▸ PROBLEM REQUIREMENTS:
From the line that contains "Convert this table" to the last line of the data below, transcribe every line exactly. Do not include the pictures.

Web page code records
>> Begin

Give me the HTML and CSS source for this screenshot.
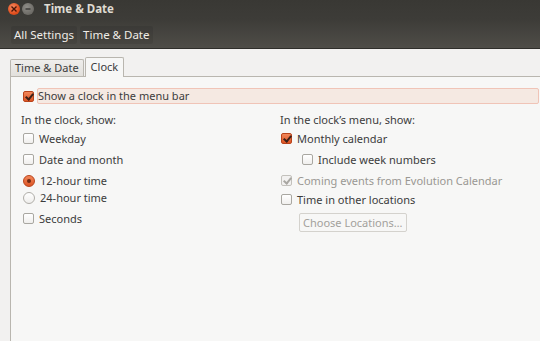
FILE: index.html
```html
<!DOCTYPE html>
<html lang="en">
<head>
    <meta charset="UTF-8">
    <title>Time &amp; Date</title>
    <link rel="stylesheet" href="styles.css">
</head>
<body>
    <div class="window">
        <div class="header">
            <div class="titlebar">
                <span class="win-btn close">
                    <svg width="8" height="8" viewBox="0 0 8 8"><path d="M1.5 1.5L6.5 6.5M6.5 1.5L1.5 6.5" stroke="#4a1508" stroke-width="1.4"/></svg>
                </span>
                <span class="win-btn minimize">
                    <svg width="8" height="8" viewBox="0 0 8 8"><path d="M1.5 4H6.5" stroke="#3a3935" stroke-width="1.4"/></svg>
                </span>
                <span class="title">Time &amp; Date</span>
            </div>
            <div class="toolbar">
                <span class="crumb">All Settings</span>
                <span class="crumb">Time &amp; Date</span>
            </div>
        </div>

        <div class="body">
            <div class="tabs">
                <span class="tab">Time &amp; Date</span>
                <span class="tab active">Clock</span>
            </div>
            <div class="page">
                <div class="menubar-row">
                    <span class="check on"></span>
                    <span class="highlight">Show a clock in the menu bar</span>
                </div>

                <div class="columns">
                    <div class="col left">
                        <div class="opt">In the clock, show:</div>
                        <div class="opt m2"><span class="check"></span>Weekday</div>
                        <div class="opt m4"><span class="check"></span>Date and month</div>
                        <div class="opt m4"><span class="radio on"></span>12-hour time</div>
                        <div class="opt"><span class="radio"></span>24-hour time</div>
                        <div class="opt m4"><span class="check"></span>Seconds</div>
                    </div>
                    <div class="col right">
                        <div class="opt">In the clock’s menu, show:</div>
                        <div class="opt m2"><span class="check on"></span>Monthly calendar</div>
                        <div class="opt m4 indent"><span class="check"></span>Include week numbers</div>
                        <div class="opt m4 disabled"><span class="check on-disabled"></span>Coming events from Evolution Calendar</div>
                        <div class="opt m2"><span class="check"></span>Time in other locations</div>
                        <button type="button" class="btn">Choose Locations…</button>
                    </div>
                </div>
            </div>
        </div>
    </div>
</body>
</html>
```

FILE: styles.css
```css
* {
    box-sizing: border-box;
    margin: 0;
    padding: 0;
}

body {
    font-family: 'Noto Sans', 'Open Sans', sans-serif;
    font-size: 11px;
    color: #3c3c3c;
    background-color: #f2f1f0;
    width: 540px;
    height: 341px;
    overflow: hidden;
}

.header {
    height: 49px;
    background: linear-gradient(#393834, #3d3c38 40%, #4f4d48);
    border-bottom: 1px solid #2f2e2b;
}

.titlebar {
    height: 17px;
    display: flex;
    align-items: center;
    padding-left: 8px;
}

.win-btn {
    width: 12px;
    height: 12px;
    border-radius: 50%;
    display: flex;
    align-items: center;
    justify-content: center;
    margin-right: 2px;
}

.close {
    background: radial-gradient(circle at 40% 35%, #f58a61, #e2501f 60%, #b93e12);
}

.minimize {
    background: radial-gradient(circle at 40% 35%, #8f8d88, #6c6a65 70%);
}

.title {
    margin-left: 8px;
    font-weight: bold;
    font-size: 11.5px;
    color: #dfdbd2;
}

.toolbar {
    display: flex;
    gap: 3px;
    padding: 9px 0 0 11px;
}

.crumb {
    color: #efece7;
    font-size: 11.5px;
    padding: 1px 3px 2px;
    background: rgba(0, 0, 0, 0.08);
    border-radius: 2px;
}

.body {
    padding: 8px 0 0 10px;
}

.tabs {
    display: flex;
    align-items: flex-end;
    height: 19px;
}

.tab {
    height: 17px;
    padding: 0 4px;
    line-height: 16px;
    border: 1px solid #b9b6af;
    border-bottom: none;
    border-radius: 2px 2px 0 0;
    background: linear-gradient(#efeeec, #e2e0dc);
    margin-right: 1px;
}

.tab.active {
    height: 20px;
    line-height: 18px;
    padding: 0 5px;
    background: #f7f7f6;
    margin-bottom: -1px;
    position: relative;
}

.page {
    height: 270px;
    background: #f7f7f6;
    border-left: 1px solid #b9b6af;
    border-top: 1px solid #b9b6af;
    padding: 11px 0 0 10px;
}

.menubar-row {
    display: flex;
    align-items: center;
    height: 16px;
    margin-left: 2px;
}

.menubar-row .check {
    margin-right: 3px;
}

.highlight {
    flex: 1;
    height: 16px;
    line-height: 14px;
    margin-right: 1px;
    padding-left: 0;
    background: #f5e9e2;
    border: 1px solid #f0c4b7;
    border-radius: 2px;
}

.columns {
    display: grid;
    grid-template-columns: 259px 1fr;
    margin-top: 7px;
}

.opt {
    height: 17px;
    display: flex;
    align-items: center;
    white-space: nowrap;
}

.m2 {
    margin-top: 2px;
}

.m4 {
    margin-top: 4px;
}

.indent {
    padding-left: 21px;
}

.disabled {
    color: #9a9893;
}

.left .check,
.left .radio {
    margin-left: 2px;
}

.right .check {
    margin-left: 1px;
}

.check {
    width: 11px;
    height: 11px;
    margin-right: 5px;
    border: 1px solid #a9a7a1;
    border-radius: 2px;
    background: linear-gradient(#ffffff, #f0efed);
    flex-shrink: 0;
    position: relative;
}

.check.on {
    border-color: #b9431b;
    background: linear-gradient(#f2875a, #dd5525);
}

.check.on::after,
.check.on-disabled::after {
    content: "";
    position: absolute;
    left: 3px;
    top: 0;
    width: 3px;
    height: 6px;
    border: solid #fff;
    border-width: 0 2px 2px 0;
    transform: rotate(40deg);
}

.check.on::after {
    border-color: #3d2118;
}

.check.on-disabled {
    border-color: #c3c1bc;
    background: #f2f1f0;
}

.check.on-disabled::after {
    border-color: #a9a7a2;
}

.radio {
    width: 12px;
    height: 12px;
    margin-right: 5px;
    border: 1px solid #b0aea8;
    border-radius: 50%;
    background: linear-gradient(#ffffff, #efeeec);
    flex-shrink: 0;
    position: relative;
}

.radio.on {
    border-color: #b9431b;
    background: linear-gradient(#f2875a, #dd5525);
}

.radio.on::after {
    content: "";
    position: absolute;
    left: 3px;
    top: 3px;
    width: 4px;
    height: 4px;
    border-radius: 50%;
    background: #6e2a12;
}

.btn {
    align-self: flex-start;
    margin: 5px 0 0 19px;
    height: 19px;
    padding: 0 3px;
    font-family: inherit;
    font-size: 11px;
    color: #a3a19c;
    background: #f7f7f6;
    border: 1px solid #d4d2cd;
    border-radius: 2px;
}

.right {
    display: flex;
    flex-direction: column;
}
```
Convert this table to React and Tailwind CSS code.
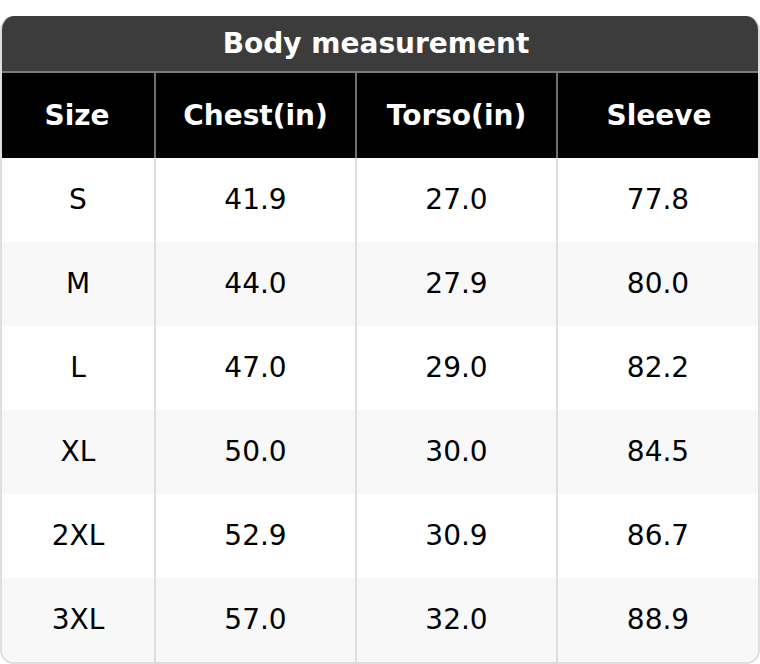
import React from "react";

const rows = [
  ["S", "41.9", "27.0", "77.8"],
  ["M", "44.0", "27.9", "80.0"],
  ["L", "47.0", "29.0", "82.2"],
  ["XL", "50.0", "30.0", "84.5"],
  ["2XL", "52.9", "30.9", "86.7"],
  ["3XL", "57.0", "32.0", "88.9"],
];

export default function App() {
  return (
    <div className="w-[760px] h-[664px] bg-white pt-[16px]" style={{ fontFamily: '"DejaVu Sans", sans-serif' }}>
      <div className="rounded-[14px] overflow-hidden border-2 border-t-0 border-[#dedede]">
        <div className="h-[57px] bg-[#3c3c3c] flex items-center justify-center pr-[8px] text-white font-bold text-[28px] border-b-2 border-[#7a7a7a] -mx-[2px]">
          Body measurement
        </div>
        <div className="grid grid-cols-[154px_201px_201px_1fr] bg-black text-white font-bold text-[28px] h-[85px] -mx-[2px]">
          {["Size", "Chest(in)", "Torso(in)", "Sleeve"].map((h, i) => (
            <div key={h} className={`flex items-center justify-center ${i > 0 ? "border-l-2 border-[#6f6f6f]" : ""}`}>
              {h}
            </div>
          ))}
        </div>
        {rows.map((r, ri) => (
          <div key={ri} className={`grid grid-cols-[152px_201px_201px_1fr] h-[84px] text-[28px] text-black ${ri % 2 === 1 ? "bg-[#f8f8f8]" : "bg-white"}`}>
            {r.map((c, ci) => (
              <div key={ci} className={`flex items-center justify-center ${ci > 0 ? "border-l-2 border-[#dedede]" : ""}`}>
                {c}
              </div>
            ))}
          </div>
        ))}
      </div>
    </div>
  );
}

>> End

▸ REPLY:
Convert this table to React and Tailwind CSS code.
import React from "react";

const rows = [
  ["S", "41.9", "27.0", "77.8"],
  ["M", "44.0", "27.9", "80.0"],
  ["L", "47.0", "29.0", "82.2"],
  ["XL", "50.0", "30.0", "84.5"],
  ["2XL", "52.9", "30.9", "86.7"],
  ["3XL", "57.0", "32.0", "88.9"],
];

export default function App() {
  return (
    <div className="w-[760px] h-[664px] bg-white pt-[16px]" style={{ fontFamily: '"DejaVu Sans", sans-serif' }}>
      <div className="rounded-[14px] overflow-hidden border-2 border-t-0 border-[#dedede]">
        <div className="h-[57px] bg-[#3c3c3c] flex items-center justify-center pr-[8px] text-white font-bold text-[28px] border-b-2 border-[#7a7a7a] -mx-[2px]">
          Body measurement
        </div>
        <div className="grid grid-cols-[154px_201px_201px_1fr] bg-black text-white font-bold text-[28px] h-[85px] -mx-[2px]">
          {["Size", "Chest(in)", "Torso(in)", "Sleeve"].map((h, i) => (
            <div key={h} className={`flex items-center justify-center ${i > 0 ? "border-l-2 border-[#6f6f6f]" : ""}`}>
              {h}
            </div>
          ))}
        </div>
        {rows.map((r, ri) => (
          <div key={ri} className={`grid grid-cols-[152px_201px_201px_1fr] h-[84px] text-[28px] text-black ${ri % 2 === 1 ? "bg-[#f8f8f8]" : "bg-white"}`}>
            {r.map((c, ci) => (
              <div key={ci} className={`flex items-center justify-center ${ci > 0 ? "border-l-2 border-[#dedede]" : ""}`}>
                {c}
              </div>
            ))}
          </div>
        ))}
      </div>
    </div>
  );
}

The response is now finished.